**Exercise directions**. Write out word for word each line of the records, beginning at the first and stopping after the line with "import React from". Leave the pictures out.

**Extracted material**.
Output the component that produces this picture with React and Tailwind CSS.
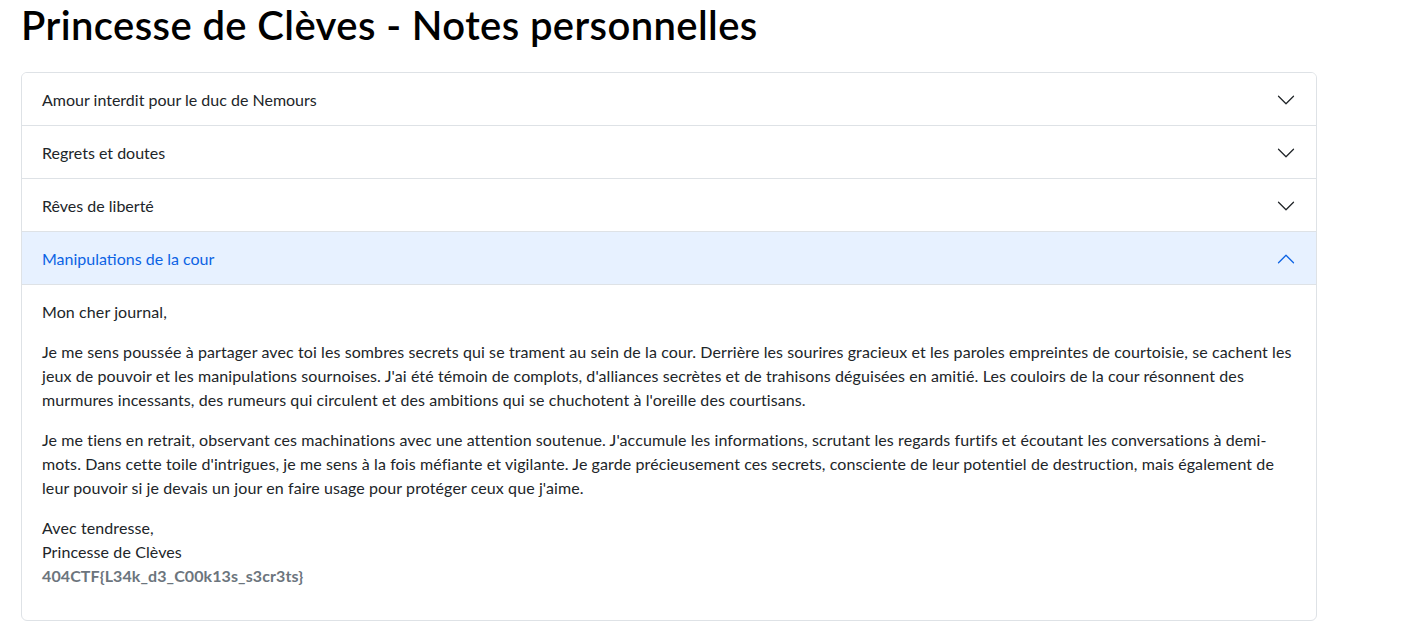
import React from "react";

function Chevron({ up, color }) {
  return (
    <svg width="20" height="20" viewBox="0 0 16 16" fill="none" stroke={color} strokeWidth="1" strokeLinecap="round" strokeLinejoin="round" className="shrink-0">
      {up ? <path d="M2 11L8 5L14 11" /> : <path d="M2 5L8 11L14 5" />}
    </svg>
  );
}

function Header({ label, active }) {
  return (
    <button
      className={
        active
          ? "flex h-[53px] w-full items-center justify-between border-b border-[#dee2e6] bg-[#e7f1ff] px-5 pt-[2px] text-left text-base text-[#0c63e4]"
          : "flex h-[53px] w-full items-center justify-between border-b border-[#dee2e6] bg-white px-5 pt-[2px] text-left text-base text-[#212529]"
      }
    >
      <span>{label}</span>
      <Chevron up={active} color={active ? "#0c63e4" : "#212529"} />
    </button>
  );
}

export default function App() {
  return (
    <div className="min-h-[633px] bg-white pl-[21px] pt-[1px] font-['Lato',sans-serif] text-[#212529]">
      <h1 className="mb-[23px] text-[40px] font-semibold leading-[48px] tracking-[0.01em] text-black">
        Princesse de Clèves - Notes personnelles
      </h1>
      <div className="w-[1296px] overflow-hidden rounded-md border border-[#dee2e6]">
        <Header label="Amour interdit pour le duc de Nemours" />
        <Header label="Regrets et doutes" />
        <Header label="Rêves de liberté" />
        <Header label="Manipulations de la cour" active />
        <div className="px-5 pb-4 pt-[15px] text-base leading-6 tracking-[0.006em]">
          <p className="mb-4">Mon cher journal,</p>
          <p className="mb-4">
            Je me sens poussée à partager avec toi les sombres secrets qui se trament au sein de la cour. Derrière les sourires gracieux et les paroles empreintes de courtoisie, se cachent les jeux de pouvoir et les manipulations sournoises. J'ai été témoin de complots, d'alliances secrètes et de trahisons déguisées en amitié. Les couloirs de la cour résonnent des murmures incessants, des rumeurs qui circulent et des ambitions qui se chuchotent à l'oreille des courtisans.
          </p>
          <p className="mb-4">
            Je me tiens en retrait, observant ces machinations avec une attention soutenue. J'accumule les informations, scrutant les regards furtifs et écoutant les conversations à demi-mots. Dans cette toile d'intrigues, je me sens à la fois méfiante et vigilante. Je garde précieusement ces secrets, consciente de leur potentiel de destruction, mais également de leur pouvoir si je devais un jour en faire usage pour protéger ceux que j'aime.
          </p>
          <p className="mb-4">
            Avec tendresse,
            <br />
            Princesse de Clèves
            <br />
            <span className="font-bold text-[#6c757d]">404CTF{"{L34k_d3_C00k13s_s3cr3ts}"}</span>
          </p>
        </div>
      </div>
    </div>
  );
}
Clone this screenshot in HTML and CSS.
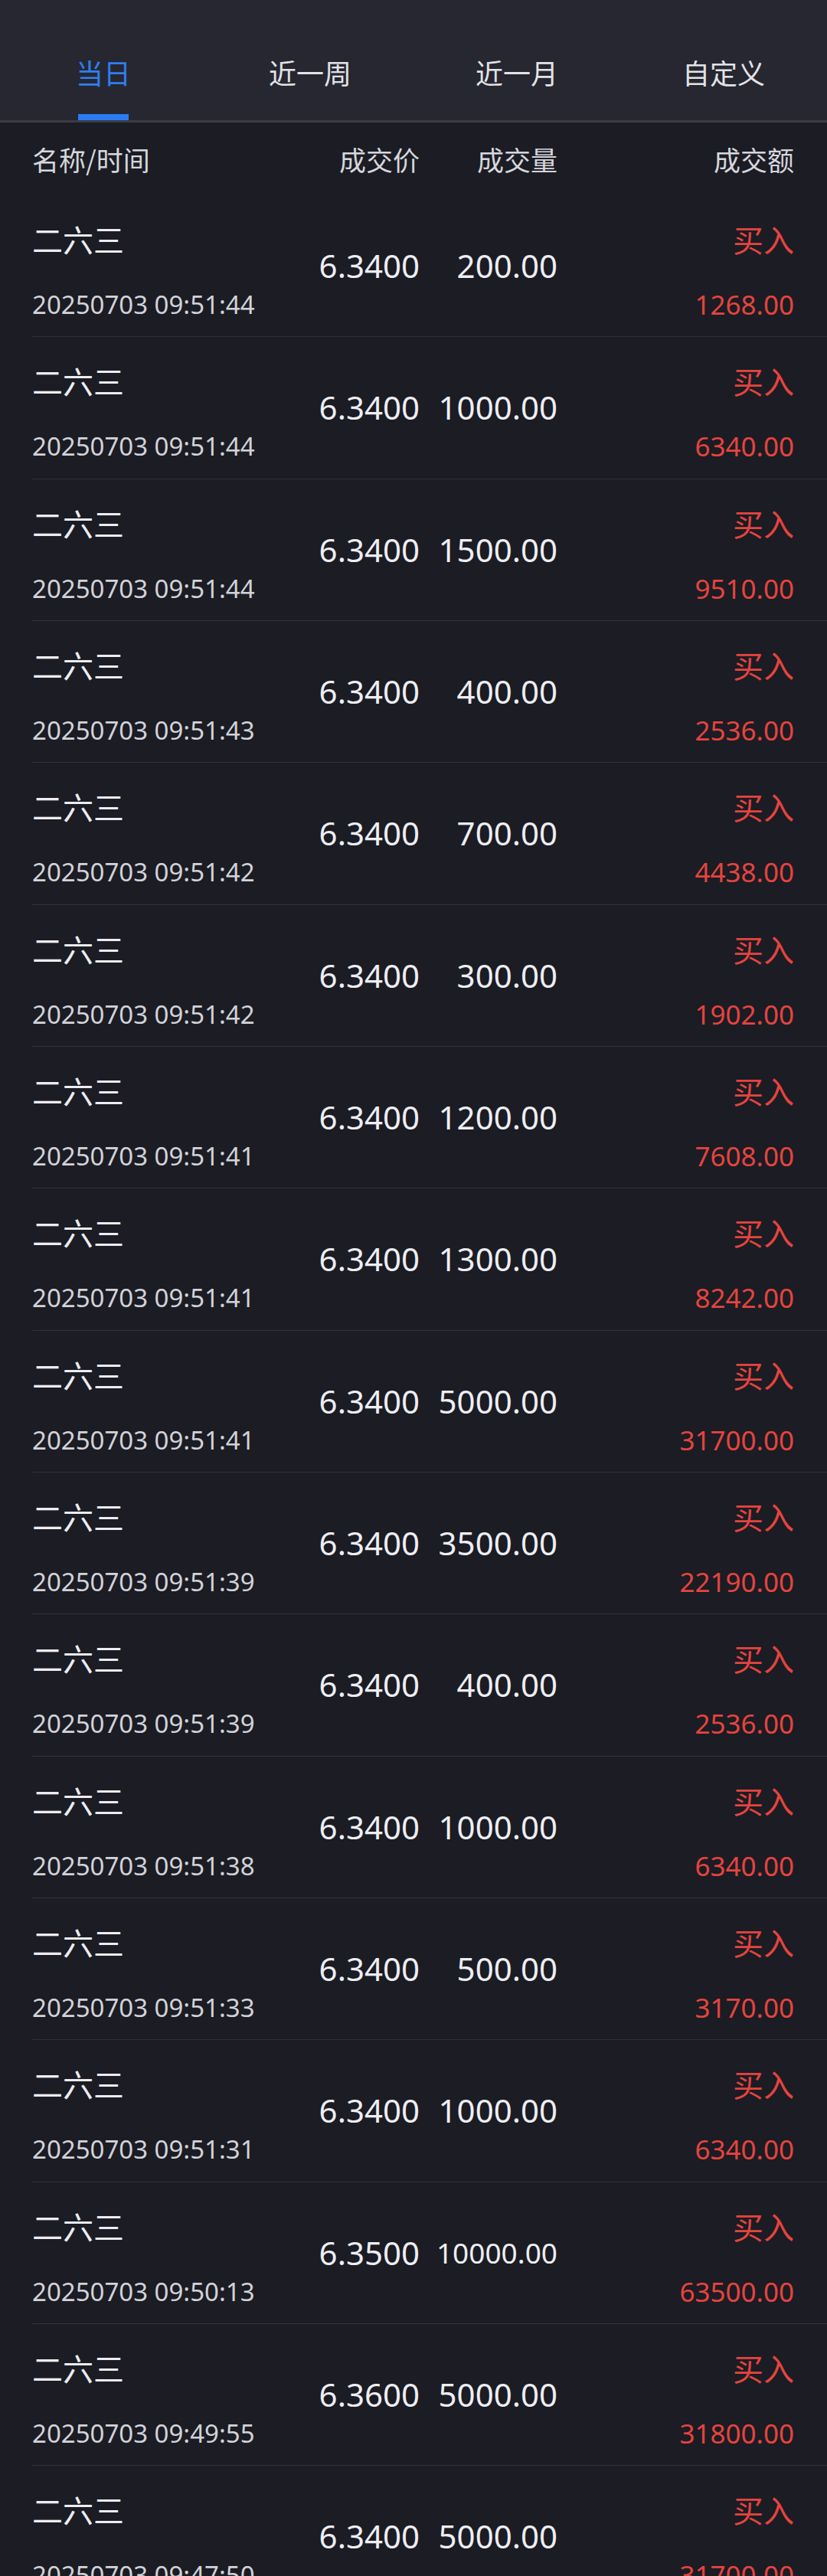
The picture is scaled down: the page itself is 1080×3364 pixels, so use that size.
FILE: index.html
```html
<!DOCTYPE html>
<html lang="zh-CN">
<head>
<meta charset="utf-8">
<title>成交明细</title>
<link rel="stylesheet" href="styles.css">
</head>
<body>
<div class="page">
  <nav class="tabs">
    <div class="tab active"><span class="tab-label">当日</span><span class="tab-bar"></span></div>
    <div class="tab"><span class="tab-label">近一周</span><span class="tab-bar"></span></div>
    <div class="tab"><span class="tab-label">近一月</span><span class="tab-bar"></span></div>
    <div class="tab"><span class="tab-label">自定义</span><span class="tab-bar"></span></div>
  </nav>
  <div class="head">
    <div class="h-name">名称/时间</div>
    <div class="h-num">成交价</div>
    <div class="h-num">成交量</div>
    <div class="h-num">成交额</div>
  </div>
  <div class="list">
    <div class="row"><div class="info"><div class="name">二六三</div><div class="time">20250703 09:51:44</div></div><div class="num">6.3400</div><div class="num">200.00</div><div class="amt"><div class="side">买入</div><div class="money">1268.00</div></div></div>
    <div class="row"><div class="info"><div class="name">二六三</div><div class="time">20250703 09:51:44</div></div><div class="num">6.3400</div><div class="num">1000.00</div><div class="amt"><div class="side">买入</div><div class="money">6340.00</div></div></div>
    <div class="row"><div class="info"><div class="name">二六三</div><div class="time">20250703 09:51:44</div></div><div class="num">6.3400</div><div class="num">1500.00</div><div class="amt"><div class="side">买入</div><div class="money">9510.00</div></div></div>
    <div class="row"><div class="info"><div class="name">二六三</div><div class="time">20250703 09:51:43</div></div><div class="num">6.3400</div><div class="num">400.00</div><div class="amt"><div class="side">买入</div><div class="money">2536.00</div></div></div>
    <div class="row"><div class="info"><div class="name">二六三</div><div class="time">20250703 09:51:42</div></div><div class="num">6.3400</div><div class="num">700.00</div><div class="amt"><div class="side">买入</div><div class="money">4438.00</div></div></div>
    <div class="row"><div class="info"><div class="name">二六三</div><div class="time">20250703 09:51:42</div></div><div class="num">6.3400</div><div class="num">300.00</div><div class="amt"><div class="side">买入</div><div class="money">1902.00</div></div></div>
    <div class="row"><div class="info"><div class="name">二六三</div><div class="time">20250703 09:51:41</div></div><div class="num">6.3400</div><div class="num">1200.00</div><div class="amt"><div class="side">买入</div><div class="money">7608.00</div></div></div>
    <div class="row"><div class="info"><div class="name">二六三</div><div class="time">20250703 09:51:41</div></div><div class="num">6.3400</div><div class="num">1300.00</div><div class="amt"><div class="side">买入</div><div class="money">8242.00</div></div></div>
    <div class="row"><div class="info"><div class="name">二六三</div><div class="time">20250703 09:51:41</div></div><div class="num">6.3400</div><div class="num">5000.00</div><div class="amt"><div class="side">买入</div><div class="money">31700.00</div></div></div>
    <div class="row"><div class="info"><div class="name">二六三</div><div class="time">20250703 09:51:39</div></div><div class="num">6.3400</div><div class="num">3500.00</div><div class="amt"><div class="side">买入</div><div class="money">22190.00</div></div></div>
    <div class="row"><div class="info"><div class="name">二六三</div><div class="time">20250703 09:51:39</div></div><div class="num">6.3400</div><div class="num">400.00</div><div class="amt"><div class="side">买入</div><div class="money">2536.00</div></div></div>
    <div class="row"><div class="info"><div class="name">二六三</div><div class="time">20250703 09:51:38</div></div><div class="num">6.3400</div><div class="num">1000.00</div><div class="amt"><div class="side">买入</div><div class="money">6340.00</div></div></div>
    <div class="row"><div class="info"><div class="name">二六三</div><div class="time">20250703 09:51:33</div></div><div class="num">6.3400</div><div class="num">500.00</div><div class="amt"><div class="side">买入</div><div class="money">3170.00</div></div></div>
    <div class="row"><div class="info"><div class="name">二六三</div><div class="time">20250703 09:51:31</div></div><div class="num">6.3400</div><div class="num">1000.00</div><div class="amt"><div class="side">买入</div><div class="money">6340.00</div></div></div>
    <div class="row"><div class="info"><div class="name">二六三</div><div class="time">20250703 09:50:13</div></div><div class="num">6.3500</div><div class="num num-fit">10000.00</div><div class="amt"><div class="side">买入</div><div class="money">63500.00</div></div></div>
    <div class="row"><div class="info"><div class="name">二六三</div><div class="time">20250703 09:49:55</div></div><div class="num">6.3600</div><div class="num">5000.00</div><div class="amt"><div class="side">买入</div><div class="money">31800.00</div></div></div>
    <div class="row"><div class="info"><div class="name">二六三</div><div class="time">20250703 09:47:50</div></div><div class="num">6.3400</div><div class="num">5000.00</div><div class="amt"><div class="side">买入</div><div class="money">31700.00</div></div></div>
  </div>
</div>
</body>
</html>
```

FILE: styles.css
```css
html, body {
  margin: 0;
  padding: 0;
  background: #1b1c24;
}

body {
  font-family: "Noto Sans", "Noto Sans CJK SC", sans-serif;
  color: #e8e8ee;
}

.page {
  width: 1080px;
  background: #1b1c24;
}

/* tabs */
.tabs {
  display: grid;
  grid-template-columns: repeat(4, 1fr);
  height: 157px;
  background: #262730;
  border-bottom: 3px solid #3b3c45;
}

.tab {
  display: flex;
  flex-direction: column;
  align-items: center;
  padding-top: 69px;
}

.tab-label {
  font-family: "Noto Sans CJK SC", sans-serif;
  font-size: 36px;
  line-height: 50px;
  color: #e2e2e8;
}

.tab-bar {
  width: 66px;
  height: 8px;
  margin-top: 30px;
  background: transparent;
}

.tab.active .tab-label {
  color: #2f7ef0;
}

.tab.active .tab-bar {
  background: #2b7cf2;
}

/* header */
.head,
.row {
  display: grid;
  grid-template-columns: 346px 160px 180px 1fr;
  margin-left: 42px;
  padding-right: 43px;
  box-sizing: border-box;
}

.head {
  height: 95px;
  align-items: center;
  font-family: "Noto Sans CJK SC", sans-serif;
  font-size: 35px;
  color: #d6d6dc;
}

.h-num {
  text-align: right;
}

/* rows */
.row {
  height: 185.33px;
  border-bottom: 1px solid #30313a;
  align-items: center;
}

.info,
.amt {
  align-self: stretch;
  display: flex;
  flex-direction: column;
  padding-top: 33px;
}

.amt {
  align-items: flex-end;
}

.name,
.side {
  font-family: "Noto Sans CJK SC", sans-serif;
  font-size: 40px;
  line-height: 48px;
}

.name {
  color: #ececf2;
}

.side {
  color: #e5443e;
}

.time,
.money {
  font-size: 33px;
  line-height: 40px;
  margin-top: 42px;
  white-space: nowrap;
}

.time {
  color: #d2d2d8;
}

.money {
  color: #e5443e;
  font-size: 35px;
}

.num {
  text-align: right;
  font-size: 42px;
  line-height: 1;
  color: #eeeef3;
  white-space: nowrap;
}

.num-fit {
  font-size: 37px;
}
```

**Complete output**.
Output the component that produces this picture with React and Tailwind CSS.
import React from "react";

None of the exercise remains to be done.